Camille Pfister
Editor in Chief
On October 17, Sewanee alumnus and published author Robert Kuehnle (C’ 68) will be returning to the Mountain to speak to students, faculty, staff, and community members about his latest novel THE MAJESTIC LEO MARBLE. Kuehnle has 17 novels published under his pen name, R.J. Lee.

The Purple sat down with Kuehnle prior to his visit, to explore the personal connection LEO MARBLE has to Sewanee, and to Kuehnle himself, and what Kuehnle hopes to do while visiting the Mountain on Thursday.
“This is my 17th novel, but it’s the one that means the most to me, because it’s very personal,” Kuehnle said. “I couldn’t have written [this novel] without including my tenure at Sewanee.”
Kuehnle attended Sewanee in the late 60’s, graduating a year before women began attending. Kuehnle described himself as “kind of a legacy” as his father, uncle, and grandfather all attended and his grandfather was an Episcopal rector in his hometown and on Sewanee’s board of directors.
Kuehnle also described being at Sewanee as a “great relief” because it was a “great education” and he had realized “at a very early age that I was same sex oriented” and being in an all male school meant he didn’t have to date girls as a “camouflage” like he had done in junior and high school.
“I must empathize that I was still very much in the closet, and that was not a good thing,” Kuehnle clarified. “Because had I not been in the closet, there were many opportunities I could have explored my sexual orientation.”
There are four chapters in LEO MARBLE that take place at Sewanee, and the ones that follow the main character’s senior year are the most important. These chapters include details that mirror Kuehnle’s own life at Sewanee, although some of the details are not exact.
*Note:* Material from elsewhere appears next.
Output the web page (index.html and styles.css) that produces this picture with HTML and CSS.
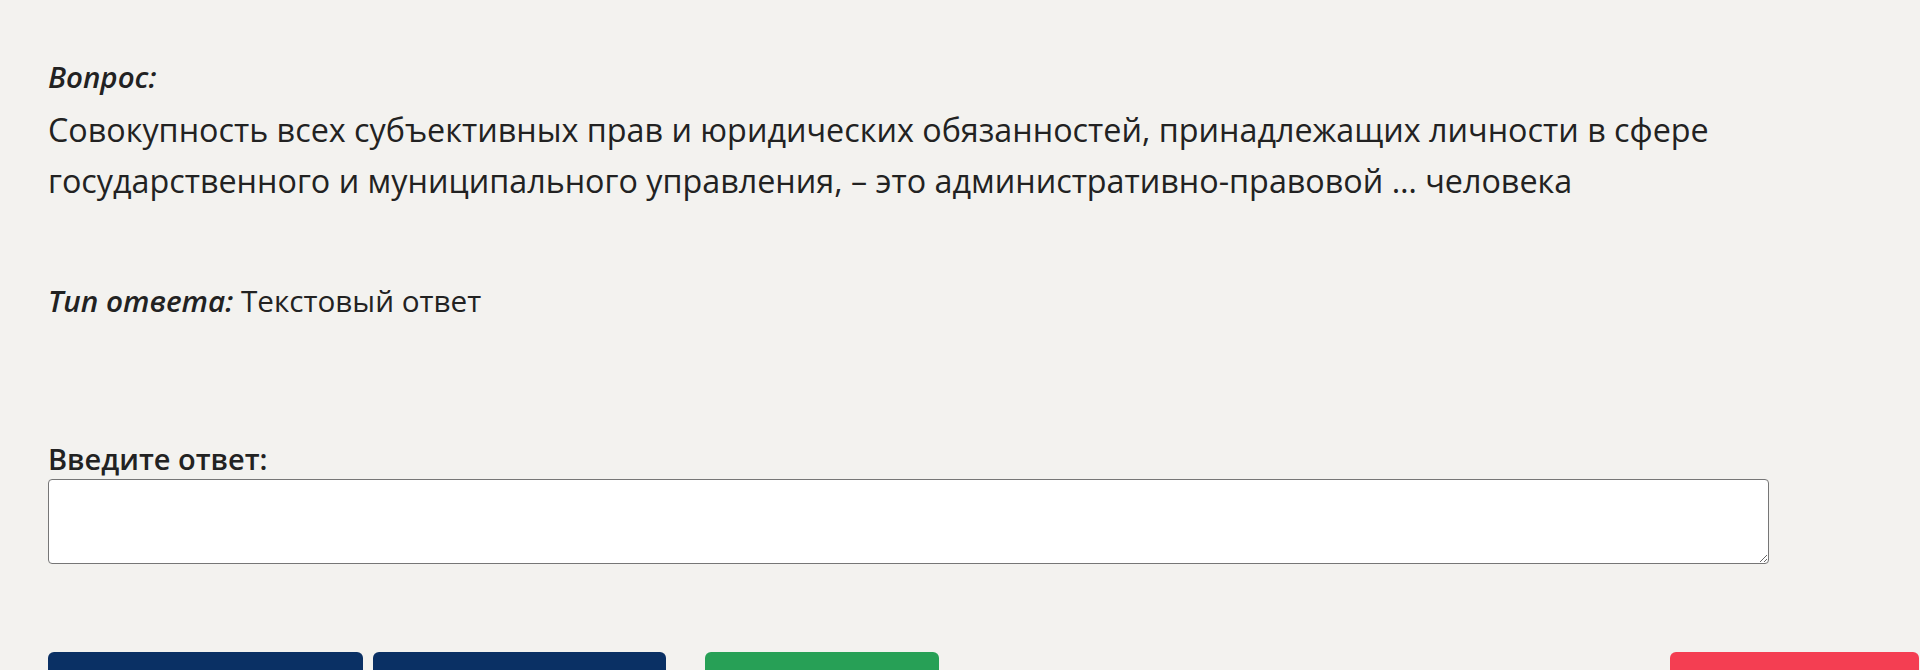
FILE: index.html
```html
<!DOCTYPE html>
<html lang="ru">
<head>
<meta charset="UTF-8">
<meta name="viewport" content="width=device-width, initial-scale=1.0">
<title>Вопрос теста</title>
<link rel="stylesheet" href="styles.css">
</head>
<body>
<form class="test-form" action="answer.php" method="post">
  <div class="question">
    <div class="caption">Вопрос:</div>
    <div class="question-text">Совокупность всех субъективных прав и юридических обязанностей, принадлежащих личности в сфере государственного и муниципального управления, – это административно-правовой … человека</div>
  </div>

  <div class="answer-type">
    <span class="caption">Тип ответа:</span> Текстовый ответ
  </div>

  <div class="answer-field">
    <label for="answer">Введите ответ:</label>
    <textarea id="answer" name="answer"></textarea>
  </div>

  <div class="actions">
    <button type="button" class="btn btn-dark btn-prev"></button>
    <button type="button" class="btn btn-dark btn-next"></button>
    <button type="submit" class="btn btn-green"></button>
    <button type="button" class="btn btn-red"></button>
  </div>
</form>
</body>
</html>
```

FILE: styles.css
```css
/* Page */
body {
    margin: 0;
    background-color: #f3f2ef;
    color: #222;
    font-family: "Open Sans", "Noto Sans", sans-serif;
    font-size: 32.3px;
}

.test-form {
    padding: 51px 1px 0 48px;
}

/* Question block */
.question {
    line-height: 51px;
}

.question .caption {
    font-size: 29.5px;
}

.question-text {
    width: 1721px;
    margin-top: 2px;
}

.caption {
    font-style: italic;
    font-weight: 600;
}

/* Answer type */
.answer-type {
    margin-top: 69px;
    font-size: 29.7px;
    line-height: 51px;
}

/* Answer field */
.answer-field {
    margin-top: 114px;
}

.answer-field label {
    display: block;
    font-size: 29px;
    font-weight: 600;
    line-height: 38px;
    margin-bottom: 1px;
}

.answer-field textarea {
    display: block;
    width: 1721px;
    height: 85px;
    box-sizing: border-box;
    border: 1px solid #767676;
    border-radius: 4px;
    background-color: #fff;
    font-family: inherit;
    font-size: 24px;
}

/* Buttons */
.actions {
    display: flex;
    gap: 10px;
    margin-top: 88px;
}

.btn {
    height: 56px;
    border: none;
    border-radius: 6px;
    cursor: pointer;
}

.btn-dark {
    background-color: #0a3064;
}

.btn-prev {
    width: 315px;
}

.btn-next {
    width: 293px;
}

.btn-green {
    width: 234px;
    margin-left: 29px;
    background-color: #27a056;
}

.btn-red {
    width: 249px;
    margin-left: auto;
    background-color: #f43e52;
}
```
“The main reason I wanted to include Sewanee was because my senior year, as I write in the novel, I had a roommate who was gay,” Kuehnle said. “He confessed that to me at one point. His mother died halfway through the semester.”
In the novelization of this story Kuehnle doesn’t have the character based off the roommate returning to Sewanee, but he actually did. “I had a distant, unspoken relationship with him from that point on,” Kuehnle said. “I was actually falling in love with him, but I never told him that.”
The chapters are important to reflect upon because during such transient periods in our lives as college, we might do things we later regret. While we learn and grow from those experiences, we shouldn’t damn ourselves for it. Growth is an important part of any person’s life, especially queer people. Queer people have a history of not being allowed to talk about their history and their emotions. Being open is how we grow.
“It is something I look back on with regret, because I could have helped him,” Kuehnle said. “Because of the way the culture was, when I was growing up, it was just something you didn’t talk about. If you were queer or gay, you didn’t talk about it, you just cringed and hid in the closet.”
Sewanee has also grown since Kuehnle’s days on the Mountain. In Fall of 1969, the college opened its doors to female students and now there are organizations like the Wick and the Queer and Ally House, which work with the University, students, and the community to spread awareness and support the women and Queer students on our campus.
“When I found out that several LGBTQ+ organizations existed on Sewanee’s campus, I felt a great sense of validation,” Kuehnle said.
“I learned a lot, but I didn’t learn enough to free me from the bondage of being in the closet. I felt like I needed to prove I was a regular guy who was conservative in his opinions.”
It’s been 10 years since Kuehnle has visited the Mountain. The last time he was here was with his late husband. Kuehnle’s husband expressed interest during his visit, according to Kuehnle, calling Sewanee “European and Medieval”, which I bet every Sewanee student knows exactly which buildings he was looking at when he said that. Kuehnle laughed at what’s changed, remarking on how All Saints’ was the same, but there was a whole new dining hall and “Gailor was our dining hall!”
Now that Kuehnle is returning to Sewanee for an author event and he has “fulfilled my dreams of being a published author” and is coordinating with LGBTQ+ organizations on campus to meet current Queer students, which is the “audience [he] wants to reach”, he said it “validates everything I’ve been through.”
Another section of LEO MARBLE touches on Kuehnle’s time in New Orleans during the ‘70’s and ‘80’s at the height of the early gay civil rights movement, heading into the AIDS crisis. Activists during this time risked their lives and fought every day for the rights we have today, and Kuehnle wants to honor that movement.
“Some of the things gay students take for granted are possible because of the things that those of us in the ‘70’s and ‘80’s did,” Kuehnle said. “You can’t imagine how fulfilling it is to have that sense of history unfold before your very eyes.”
As Kuehnle prepares to meet students who are about to enter the world, he said his biggest goal is to “help students when they go into the real world not to take anything for granted.”
Come see Kuehnle speak about his latest novel, THE MAJESTIC LEO MARBLE, on October 17 at 4 p.m. at the University bookstore.